To do -> Give back a single number, the count of lines containing the word "this".

Material for the task ->
= = =
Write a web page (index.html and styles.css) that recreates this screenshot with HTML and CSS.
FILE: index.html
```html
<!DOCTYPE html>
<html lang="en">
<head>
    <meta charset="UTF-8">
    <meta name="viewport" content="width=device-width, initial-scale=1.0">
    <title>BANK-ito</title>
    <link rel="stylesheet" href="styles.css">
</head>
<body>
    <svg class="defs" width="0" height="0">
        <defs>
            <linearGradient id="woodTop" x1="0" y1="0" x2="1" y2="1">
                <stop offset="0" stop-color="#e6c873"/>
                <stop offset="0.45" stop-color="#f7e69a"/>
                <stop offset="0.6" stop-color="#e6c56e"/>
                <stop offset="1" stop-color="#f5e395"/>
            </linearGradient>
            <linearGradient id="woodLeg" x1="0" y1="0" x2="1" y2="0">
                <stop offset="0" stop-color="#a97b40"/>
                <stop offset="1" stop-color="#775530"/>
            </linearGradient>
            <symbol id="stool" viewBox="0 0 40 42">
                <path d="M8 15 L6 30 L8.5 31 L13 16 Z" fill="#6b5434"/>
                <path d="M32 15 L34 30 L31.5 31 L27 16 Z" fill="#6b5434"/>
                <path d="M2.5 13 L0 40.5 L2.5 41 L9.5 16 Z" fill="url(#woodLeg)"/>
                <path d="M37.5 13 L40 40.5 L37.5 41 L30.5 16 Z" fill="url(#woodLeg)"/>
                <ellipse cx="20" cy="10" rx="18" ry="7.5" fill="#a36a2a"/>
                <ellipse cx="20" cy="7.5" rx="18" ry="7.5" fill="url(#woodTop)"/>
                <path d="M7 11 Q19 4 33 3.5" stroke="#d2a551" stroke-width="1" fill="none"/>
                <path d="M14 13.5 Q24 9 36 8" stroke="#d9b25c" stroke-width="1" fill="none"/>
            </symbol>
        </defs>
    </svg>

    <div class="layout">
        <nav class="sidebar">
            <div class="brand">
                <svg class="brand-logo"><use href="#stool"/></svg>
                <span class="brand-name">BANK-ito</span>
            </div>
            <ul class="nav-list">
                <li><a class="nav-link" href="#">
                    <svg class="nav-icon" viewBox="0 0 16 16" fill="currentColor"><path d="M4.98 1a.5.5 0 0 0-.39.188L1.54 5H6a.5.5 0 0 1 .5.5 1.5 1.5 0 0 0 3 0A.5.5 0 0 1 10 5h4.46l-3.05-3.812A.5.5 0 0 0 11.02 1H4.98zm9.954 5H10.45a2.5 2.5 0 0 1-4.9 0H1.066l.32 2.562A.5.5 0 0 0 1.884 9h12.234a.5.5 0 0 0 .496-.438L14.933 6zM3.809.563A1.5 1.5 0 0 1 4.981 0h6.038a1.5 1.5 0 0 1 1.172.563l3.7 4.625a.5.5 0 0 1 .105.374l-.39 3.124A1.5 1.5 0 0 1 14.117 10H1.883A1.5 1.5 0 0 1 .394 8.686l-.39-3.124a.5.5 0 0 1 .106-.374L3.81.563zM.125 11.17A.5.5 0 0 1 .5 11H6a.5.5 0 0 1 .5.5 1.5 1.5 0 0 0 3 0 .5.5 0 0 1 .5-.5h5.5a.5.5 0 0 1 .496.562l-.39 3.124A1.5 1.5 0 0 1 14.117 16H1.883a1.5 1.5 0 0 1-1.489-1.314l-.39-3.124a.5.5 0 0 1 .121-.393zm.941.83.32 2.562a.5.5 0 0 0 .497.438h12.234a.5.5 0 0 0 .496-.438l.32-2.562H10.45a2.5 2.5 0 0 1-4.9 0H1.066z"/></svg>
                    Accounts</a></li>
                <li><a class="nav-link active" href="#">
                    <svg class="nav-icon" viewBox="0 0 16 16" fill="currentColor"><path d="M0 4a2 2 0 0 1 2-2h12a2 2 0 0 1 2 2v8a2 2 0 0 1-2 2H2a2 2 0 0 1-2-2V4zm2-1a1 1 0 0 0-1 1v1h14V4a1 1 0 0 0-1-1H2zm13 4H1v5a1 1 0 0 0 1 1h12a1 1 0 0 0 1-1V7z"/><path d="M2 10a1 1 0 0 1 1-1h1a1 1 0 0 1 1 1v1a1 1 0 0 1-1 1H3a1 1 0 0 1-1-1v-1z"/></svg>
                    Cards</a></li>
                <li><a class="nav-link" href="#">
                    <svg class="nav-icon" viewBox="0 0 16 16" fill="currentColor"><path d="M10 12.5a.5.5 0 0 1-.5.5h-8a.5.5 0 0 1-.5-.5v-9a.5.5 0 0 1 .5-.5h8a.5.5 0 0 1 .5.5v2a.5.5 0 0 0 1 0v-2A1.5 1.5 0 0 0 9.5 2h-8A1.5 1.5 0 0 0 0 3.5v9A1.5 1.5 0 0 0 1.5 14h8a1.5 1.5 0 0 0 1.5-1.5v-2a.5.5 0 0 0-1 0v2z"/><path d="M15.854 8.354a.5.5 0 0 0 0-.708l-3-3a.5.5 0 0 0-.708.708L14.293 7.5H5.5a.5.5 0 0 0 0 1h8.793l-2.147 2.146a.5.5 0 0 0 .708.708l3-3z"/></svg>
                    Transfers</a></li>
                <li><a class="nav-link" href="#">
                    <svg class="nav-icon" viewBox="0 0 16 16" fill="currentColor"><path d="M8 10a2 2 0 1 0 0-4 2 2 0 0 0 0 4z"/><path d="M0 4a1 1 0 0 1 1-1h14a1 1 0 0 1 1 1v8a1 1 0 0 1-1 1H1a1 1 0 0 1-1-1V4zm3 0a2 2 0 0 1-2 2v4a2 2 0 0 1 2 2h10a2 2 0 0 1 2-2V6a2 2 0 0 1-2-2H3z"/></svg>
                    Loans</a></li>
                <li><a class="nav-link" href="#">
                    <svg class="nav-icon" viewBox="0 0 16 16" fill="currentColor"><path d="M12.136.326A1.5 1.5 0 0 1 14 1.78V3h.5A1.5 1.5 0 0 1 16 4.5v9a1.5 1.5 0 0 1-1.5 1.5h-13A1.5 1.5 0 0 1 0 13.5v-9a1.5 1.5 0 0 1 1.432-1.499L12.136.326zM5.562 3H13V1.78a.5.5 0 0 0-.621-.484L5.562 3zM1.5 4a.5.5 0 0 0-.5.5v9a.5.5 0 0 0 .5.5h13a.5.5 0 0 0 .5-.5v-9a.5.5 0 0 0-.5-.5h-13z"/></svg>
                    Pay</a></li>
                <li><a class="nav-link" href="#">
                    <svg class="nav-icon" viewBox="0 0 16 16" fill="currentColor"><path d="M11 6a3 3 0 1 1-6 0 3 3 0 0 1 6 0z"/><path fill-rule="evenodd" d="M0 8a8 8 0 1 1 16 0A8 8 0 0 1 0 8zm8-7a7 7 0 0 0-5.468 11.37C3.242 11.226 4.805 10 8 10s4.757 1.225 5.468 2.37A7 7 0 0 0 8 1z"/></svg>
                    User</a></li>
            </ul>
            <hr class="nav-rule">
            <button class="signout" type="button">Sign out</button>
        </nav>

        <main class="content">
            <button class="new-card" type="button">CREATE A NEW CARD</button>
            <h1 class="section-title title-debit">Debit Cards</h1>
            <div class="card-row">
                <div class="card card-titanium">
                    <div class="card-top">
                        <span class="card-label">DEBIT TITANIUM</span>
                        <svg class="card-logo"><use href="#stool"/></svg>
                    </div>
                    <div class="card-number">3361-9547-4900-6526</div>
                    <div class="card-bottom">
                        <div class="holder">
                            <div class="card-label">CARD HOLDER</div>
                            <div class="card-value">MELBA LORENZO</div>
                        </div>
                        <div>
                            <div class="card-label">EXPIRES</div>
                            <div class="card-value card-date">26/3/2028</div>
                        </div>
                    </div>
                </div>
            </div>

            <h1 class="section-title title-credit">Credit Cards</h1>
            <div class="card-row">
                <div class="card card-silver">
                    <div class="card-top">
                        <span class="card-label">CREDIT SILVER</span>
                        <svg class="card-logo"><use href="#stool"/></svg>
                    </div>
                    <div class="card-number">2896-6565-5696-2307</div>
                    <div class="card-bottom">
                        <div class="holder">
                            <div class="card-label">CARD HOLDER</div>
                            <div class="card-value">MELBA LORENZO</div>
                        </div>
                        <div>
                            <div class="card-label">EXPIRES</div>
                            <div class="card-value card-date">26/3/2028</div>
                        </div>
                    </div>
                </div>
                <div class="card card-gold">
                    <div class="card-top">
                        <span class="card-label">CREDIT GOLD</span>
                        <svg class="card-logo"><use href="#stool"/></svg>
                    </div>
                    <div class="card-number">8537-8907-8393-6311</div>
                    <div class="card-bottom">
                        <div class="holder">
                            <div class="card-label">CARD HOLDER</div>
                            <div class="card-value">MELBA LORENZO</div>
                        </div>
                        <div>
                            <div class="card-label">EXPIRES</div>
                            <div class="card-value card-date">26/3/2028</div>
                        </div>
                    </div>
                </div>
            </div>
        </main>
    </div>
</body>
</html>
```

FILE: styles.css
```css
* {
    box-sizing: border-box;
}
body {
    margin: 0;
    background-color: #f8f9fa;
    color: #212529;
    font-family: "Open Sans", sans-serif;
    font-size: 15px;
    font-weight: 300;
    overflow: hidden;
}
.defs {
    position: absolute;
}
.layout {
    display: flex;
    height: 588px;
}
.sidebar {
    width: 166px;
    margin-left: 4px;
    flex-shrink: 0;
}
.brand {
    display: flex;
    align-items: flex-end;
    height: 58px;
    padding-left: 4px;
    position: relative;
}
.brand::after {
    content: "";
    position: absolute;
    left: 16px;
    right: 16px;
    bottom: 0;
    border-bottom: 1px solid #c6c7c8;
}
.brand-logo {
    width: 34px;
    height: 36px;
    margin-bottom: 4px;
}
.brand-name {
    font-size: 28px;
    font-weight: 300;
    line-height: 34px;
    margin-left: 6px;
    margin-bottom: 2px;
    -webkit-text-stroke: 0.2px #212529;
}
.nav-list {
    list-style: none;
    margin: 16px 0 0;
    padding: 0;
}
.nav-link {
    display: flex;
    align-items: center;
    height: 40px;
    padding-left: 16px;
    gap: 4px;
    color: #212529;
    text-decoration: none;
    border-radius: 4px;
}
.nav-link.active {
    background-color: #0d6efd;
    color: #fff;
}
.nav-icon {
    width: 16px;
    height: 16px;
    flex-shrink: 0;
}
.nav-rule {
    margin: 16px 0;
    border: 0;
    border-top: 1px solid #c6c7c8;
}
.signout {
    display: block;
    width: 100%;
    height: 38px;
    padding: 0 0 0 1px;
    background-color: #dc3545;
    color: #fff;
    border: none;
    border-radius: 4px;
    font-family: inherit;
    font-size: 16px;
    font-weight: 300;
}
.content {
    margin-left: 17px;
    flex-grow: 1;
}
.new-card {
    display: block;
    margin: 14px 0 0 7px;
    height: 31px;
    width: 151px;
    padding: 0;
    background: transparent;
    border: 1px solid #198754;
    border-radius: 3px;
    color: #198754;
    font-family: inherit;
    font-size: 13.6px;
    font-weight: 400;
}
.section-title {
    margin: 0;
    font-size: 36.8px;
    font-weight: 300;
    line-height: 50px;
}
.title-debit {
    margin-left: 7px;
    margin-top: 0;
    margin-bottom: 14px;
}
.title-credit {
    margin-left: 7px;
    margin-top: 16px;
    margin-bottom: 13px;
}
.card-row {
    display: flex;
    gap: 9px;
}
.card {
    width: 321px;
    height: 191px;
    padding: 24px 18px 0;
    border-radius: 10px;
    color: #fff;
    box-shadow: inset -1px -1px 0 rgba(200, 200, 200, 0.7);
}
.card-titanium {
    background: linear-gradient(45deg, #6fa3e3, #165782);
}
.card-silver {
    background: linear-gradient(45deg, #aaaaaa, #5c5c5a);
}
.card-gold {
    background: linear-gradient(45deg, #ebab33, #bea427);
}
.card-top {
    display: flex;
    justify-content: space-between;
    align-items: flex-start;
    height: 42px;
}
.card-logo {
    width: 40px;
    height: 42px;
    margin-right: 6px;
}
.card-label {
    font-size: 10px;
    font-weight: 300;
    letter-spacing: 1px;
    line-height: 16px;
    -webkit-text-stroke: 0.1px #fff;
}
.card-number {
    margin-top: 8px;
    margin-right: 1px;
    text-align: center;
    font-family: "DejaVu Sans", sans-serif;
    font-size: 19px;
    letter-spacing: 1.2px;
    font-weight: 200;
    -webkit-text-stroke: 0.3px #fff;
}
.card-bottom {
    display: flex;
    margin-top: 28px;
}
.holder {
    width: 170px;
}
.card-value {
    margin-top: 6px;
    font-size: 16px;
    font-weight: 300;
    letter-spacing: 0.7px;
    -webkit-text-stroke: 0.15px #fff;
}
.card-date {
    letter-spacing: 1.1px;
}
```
= = =
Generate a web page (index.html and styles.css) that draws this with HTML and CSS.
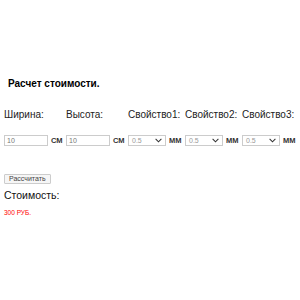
= = =
The answer -> 2